[Recorded data]
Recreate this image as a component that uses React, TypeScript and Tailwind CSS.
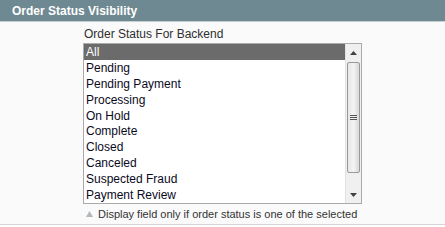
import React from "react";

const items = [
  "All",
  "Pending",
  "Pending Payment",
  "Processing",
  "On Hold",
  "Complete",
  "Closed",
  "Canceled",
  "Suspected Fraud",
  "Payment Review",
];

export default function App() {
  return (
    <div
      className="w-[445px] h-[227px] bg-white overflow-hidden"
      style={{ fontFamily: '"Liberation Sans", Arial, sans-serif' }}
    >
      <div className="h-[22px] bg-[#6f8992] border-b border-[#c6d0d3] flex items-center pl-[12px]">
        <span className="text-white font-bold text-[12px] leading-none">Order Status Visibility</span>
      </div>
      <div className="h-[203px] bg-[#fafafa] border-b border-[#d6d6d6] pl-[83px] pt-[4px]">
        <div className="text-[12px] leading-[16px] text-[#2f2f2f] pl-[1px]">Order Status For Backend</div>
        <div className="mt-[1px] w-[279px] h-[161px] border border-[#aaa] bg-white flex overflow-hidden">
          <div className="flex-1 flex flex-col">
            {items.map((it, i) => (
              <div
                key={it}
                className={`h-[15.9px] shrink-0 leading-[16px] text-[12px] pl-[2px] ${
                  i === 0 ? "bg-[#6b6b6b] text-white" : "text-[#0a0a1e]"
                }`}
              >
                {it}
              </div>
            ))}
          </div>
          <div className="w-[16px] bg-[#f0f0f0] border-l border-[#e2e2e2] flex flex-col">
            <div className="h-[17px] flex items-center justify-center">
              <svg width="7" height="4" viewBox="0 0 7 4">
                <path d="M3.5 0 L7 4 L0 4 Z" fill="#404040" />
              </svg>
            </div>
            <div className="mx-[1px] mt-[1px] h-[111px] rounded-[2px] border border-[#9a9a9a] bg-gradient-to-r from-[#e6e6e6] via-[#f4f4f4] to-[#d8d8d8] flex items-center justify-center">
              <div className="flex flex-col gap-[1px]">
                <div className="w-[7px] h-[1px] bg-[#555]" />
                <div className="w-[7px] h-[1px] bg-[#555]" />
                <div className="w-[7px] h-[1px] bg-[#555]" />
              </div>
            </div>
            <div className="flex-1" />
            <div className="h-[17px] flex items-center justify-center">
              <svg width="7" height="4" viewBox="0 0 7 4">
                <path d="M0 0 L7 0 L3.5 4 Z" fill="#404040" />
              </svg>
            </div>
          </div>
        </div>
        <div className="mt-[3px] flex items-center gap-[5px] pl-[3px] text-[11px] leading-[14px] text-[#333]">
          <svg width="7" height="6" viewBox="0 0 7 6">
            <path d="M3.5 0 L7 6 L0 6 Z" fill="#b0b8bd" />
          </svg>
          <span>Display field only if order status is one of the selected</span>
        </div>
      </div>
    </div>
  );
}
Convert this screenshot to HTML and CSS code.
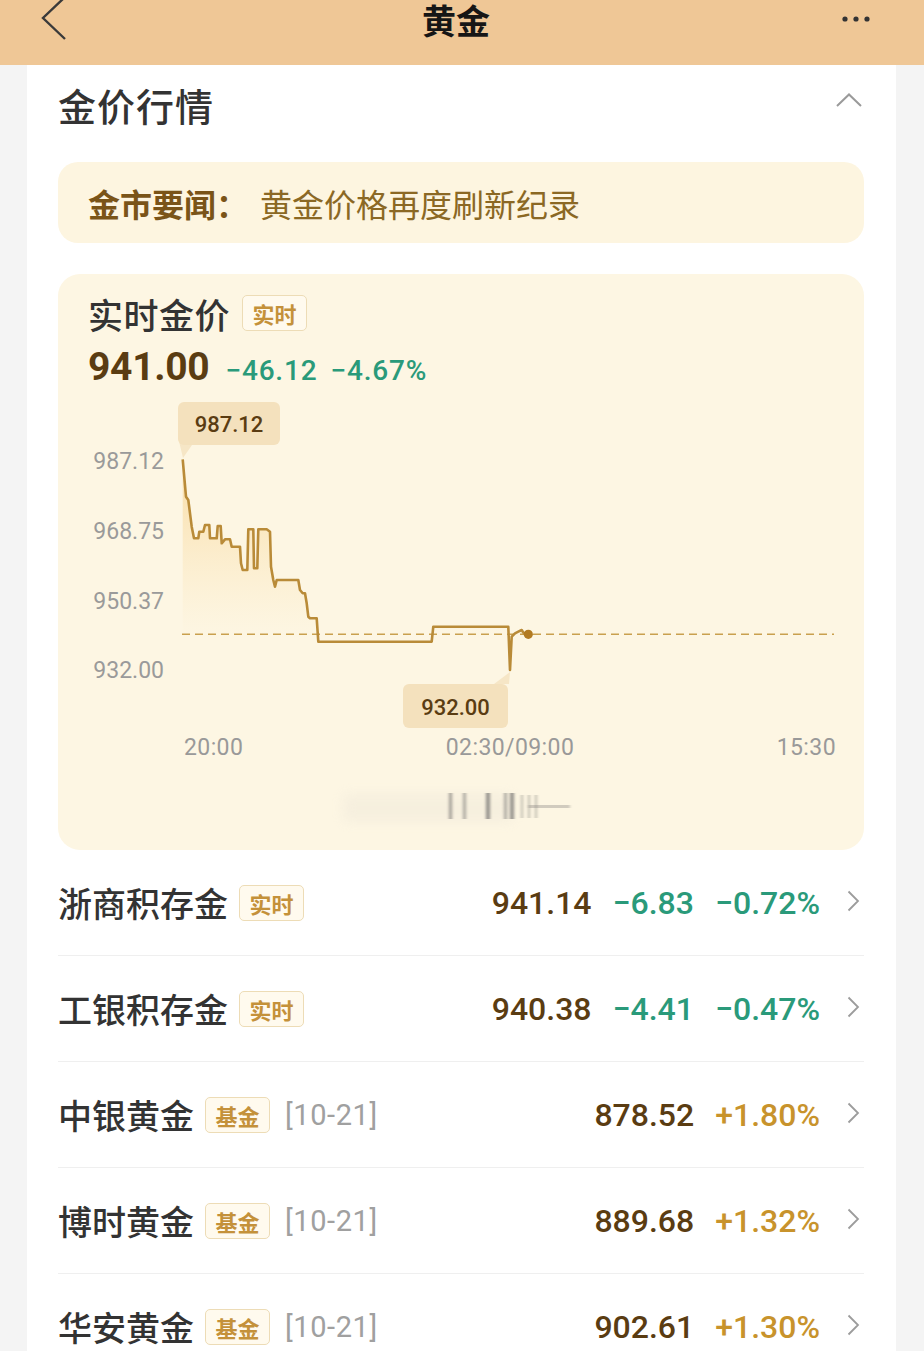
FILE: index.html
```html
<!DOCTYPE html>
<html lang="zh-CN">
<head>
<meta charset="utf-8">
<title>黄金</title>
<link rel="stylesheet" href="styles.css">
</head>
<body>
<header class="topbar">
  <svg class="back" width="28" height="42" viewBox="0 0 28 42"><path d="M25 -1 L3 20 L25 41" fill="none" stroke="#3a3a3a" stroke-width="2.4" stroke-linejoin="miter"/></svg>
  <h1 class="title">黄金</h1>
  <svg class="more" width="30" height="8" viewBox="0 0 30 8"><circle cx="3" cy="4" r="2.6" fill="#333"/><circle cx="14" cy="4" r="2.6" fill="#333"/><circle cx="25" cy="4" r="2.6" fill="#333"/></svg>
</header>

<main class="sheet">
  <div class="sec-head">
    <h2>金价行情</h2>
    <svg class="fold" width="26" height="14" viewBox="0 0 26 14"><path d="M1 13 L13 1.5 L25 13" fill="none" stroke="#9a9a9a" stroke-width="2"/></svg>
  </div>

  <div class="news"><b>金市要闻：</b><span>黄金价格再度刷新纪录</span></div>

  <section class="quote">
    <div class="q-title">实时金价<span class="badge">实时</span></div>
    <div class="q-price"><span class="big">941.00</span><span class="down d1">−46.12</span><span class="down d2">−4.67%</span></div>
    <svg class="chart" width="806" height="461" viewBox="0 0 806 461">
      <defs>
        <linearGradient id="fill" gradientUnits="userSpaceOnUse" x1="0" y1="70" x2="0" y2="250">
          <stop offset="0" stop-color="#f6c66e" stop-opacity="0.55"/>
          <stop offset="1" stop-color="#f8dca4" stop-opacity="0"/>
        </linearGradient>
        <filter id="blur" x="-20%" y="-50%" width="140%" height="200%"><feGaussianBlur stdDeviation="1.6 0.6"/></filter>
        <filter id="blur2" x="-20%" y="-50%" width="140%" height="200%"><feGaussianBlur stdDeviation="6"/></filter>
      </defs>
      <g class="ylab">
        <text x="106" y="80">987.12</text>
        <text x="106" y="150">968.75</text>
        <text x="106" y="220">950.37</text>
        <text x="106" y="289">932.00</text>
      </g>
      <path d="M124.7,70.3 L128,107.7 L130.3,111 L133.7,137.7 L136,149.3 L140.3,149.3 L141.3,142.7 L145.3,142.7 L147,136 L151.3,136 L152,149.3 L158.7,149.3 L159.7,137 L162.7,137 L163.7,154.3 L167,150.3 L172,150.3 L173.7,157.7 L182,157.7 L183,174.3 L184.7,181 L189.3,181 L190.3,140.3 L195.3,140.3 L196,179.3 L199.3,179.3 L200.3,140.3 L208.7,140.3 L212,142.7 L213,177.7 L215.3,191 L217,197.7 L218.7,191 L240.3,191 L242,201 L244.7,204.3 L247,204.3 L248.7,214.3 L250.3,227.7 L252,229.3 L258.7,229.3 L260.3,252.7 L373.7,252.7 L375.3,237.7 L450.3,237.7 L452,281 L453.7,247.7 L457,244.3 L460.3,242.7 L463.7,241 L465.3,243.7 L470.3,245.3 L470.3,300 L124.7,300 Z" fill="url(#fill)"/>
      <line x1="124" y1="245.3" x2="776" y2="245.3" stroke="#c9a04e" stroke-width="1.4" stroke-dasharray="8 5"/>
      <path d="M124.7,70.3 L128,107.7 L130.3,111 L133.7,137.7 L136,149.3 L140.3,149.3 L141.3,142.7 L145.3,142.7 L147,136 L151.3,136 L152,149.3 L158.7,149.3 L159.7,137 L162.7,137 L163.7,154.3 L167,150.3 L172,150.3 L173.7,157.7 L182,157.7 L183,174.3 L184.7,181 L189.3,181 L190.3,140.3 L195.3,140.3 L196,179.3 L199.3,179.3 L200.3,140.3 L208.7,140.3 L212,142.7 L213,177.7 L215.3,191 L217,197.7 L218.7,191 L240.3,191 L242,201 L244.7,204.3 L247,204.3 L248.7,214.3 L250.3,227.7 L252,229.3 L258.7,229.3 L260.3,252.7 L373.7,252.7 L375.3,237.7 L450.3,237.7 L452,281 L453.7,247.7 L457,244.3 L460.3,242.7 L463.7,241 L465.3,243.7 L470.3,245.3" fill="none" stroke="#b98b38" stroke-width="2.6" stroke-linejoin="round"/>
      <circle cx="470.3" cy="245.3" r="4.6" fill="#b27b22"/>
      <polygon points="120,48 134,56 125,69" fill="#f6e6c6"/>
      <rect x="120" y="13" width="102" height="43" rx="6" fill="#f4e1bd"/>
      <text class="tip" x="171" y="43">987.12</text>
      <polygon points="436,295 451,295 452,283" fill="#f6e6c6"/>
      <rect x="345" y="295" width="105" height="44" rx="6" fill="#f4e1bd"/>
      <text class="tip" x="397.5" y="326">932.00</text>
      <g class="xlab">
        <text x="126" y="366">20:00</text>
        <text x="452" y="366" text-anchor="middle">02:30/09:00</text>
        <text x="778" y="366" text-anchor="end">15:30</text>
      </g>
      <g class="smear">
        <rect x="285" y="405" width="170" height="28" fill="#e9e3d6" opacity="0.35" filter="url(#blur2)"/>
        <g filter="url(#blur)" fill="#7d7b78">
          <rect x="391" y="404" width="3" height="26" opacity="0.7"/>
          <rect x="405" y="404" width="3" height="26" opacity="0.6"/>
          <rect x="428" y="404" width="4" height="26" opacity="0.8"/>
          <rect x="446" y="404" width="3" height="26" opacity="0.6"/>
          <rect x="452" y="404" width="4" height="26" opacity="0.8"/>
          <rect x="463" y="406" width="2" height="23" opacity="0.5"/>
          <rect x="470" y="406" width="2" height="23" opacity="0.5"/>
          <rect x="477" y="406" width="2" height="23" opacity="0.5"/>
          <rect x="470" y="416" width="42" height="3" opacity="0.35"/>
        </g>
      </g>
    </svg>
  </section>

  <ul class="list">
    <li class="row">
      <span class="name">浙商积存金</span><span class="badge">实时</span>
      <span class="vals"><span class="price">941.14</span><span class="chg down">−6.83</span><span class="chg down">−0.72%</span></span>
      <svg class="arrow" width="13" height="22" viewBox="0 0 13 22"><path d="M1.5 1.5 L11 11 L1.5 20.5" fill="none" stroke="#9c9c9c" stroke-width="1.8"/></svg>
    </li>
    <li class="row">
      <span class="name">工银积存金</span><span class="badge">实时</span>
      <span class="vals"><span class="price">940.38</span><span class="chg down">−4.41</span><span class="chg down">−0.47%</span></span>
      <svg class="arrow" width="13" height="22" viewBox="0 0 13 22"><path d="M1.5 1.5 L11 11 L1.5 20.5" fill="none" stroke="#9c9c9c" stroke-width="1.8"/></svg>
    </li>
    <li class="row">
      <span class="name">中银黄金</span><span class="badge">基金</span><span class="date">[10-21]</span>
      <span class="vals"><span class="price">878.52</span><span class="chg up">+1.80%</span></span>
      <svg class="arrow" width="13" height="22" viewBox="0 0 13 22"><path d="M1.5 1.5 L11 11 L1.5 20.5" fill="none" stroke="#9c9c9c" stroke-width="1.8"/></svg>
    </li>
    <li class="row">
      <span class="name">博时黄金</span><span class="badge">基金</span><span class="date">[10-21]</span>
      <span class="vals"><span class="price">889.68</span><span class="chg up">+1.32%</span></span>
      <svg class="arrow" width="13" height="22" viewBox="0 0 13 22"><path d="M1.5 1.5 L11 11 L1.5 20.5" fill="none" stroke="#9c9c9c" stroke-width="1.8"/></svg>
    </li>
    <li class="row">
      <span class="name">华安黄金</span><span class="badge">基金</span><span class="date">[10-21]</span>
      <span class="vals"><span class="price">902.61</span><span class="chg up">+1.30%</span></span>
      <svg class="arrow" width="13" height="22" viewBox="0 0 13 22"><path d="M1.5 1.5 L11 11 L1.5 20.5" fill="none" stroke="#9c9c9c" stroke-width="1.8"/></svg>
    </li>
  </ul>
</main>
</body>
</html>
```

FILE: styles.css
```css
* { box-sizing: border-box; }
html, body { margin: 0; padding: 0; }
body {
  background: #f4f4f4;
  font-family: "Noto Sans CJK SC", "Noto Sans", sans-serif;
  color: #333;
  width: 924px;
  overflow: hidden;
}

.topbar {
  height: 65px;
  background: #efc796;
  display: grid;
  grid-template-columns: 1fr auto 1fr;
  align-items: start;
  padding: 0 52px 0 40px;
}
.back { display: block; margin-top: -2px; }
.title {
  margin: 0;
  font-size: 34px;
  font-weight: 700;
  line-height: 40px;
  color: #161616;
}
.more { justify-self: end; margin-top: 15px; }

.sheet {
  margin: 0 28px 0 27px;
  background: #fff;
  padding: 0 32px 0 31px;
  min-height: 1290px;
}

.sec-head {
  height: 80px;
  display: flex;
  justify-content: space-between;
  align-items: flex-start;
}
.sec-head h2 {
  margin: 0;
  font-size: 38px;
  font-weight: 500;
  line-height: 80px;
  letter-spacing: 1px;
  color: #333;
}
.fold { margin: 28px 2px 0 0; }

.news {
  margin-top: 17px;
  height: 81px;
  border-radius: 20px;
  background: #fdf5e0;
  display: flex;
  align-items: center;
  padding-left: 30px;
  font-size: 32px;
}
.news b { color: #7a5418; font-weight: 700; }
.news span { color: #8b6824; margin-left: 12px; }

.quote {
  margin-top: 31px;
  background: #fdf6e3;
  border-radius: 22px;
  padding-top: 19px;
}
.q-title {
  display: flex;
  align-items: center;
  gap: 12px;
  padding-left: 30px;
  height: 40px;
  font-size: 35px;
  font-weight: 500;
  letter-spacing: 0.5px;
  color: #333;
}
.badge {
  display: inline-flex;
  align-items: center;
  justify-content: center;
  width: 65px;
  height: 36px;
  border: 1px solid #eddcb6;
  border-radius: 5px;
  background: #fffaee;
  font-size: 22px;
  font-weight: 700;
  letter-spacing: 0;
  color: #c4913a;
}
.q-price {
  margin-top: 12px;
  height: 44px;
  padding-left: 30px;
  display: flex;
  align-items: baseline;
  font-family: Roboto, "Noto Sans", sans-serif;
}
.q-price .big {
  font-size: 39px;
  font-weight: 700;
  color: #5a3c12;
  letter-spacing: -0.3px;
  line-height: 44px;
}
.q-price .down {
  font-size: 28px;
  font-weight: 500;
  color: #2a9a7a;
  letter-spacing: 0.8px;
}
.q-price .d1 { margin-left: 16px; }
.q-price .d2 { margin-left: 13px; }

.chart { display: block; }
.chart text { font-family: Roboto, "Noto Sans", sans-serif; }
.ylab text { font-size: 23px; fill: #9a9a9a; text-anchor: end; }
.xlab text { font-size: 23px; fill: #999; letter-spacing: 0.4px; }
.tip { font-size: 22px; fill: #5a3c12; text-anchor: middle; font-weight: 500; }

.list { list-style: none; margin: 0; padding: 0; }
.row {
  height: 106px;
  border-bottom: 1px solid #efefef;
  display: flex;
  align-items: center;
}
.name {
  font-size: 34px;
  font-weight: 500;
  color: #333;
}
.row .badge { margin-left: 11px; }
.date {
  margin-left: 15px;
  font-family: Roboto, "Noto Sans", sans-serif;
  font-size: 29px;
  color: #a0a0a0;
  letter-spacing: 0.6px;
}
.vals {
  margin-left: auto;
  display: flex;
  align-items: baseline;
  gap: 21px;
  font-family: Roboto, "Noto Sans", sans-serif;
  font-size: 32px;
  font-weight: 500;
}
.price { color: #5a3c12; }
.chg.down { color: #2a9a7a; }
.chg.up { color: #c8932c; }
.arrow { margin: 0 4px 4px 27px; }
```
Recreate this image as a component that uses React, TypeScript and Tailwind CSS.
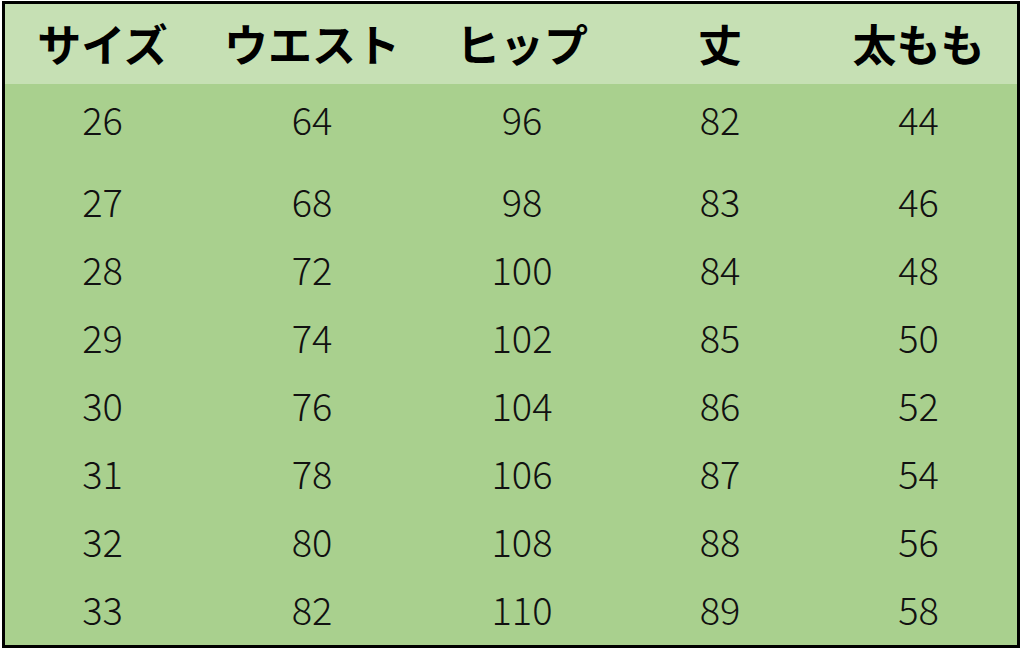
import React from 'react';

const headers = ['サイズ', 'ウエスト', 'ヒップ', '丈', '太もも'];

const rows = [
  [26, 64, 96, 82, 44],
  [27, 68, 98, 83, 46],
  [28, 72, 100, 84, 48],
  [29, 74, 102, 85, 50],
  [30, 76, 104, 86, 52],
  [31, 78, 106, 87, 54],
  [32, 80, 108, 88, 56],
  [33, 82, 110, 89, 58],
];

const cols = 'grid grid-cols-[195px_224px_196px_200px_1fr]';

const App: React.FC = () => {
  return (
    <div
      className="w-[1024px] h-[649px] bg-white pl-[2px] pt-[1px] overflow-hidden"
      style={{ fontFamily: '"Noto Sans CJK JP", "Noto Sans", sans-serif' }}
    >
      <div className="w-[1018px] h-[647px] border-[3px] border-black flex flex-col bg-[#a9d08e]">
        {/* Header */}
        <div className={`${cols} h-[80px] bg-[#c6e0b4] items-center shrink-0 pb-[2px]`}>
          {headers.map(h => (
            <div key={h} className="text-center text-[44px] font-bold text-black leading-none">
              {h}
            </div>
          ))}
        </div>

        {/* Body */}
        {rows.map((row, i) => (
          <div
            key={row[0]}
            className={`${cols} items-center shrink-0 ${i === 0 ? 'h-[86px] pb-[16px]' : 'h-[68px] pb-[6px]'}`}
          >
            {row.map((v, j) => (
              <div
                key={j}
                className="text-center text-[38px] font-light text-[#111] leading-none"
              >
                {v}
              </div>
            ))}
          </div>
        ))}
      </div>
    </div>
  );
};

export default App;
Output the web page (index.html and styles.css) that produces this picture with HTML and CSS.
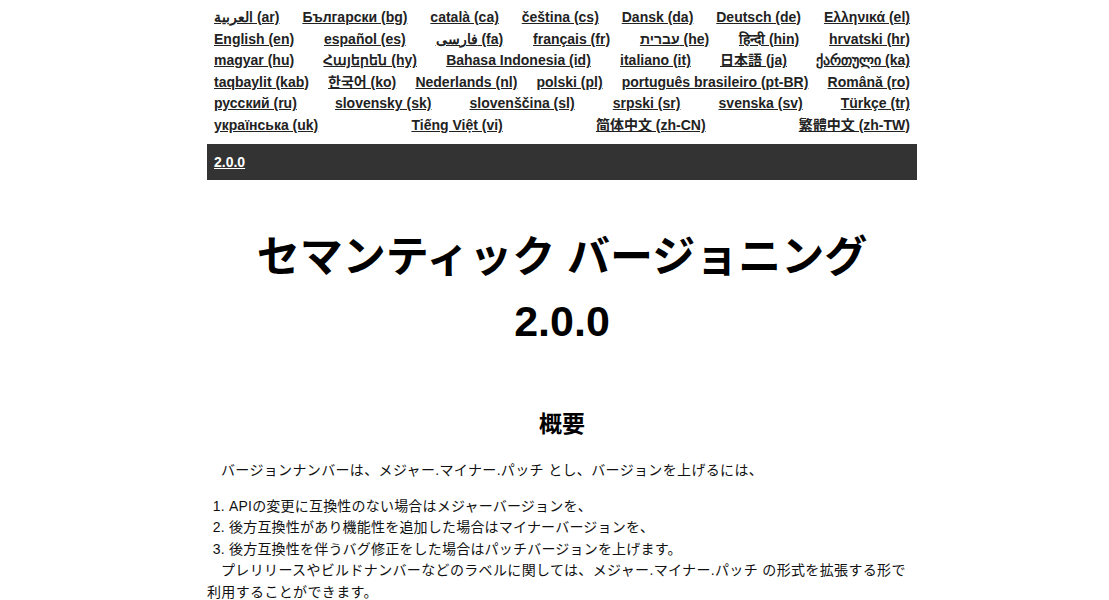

-- Problem to solve --
Identify all lines in the records above with the word "styles".

-- Reply to the task --
<link rel="stylesheet" href="styles.css">
FILE: styles.css
Output the web page (index.html and styles.css) that produces this picture with HTML and CSS.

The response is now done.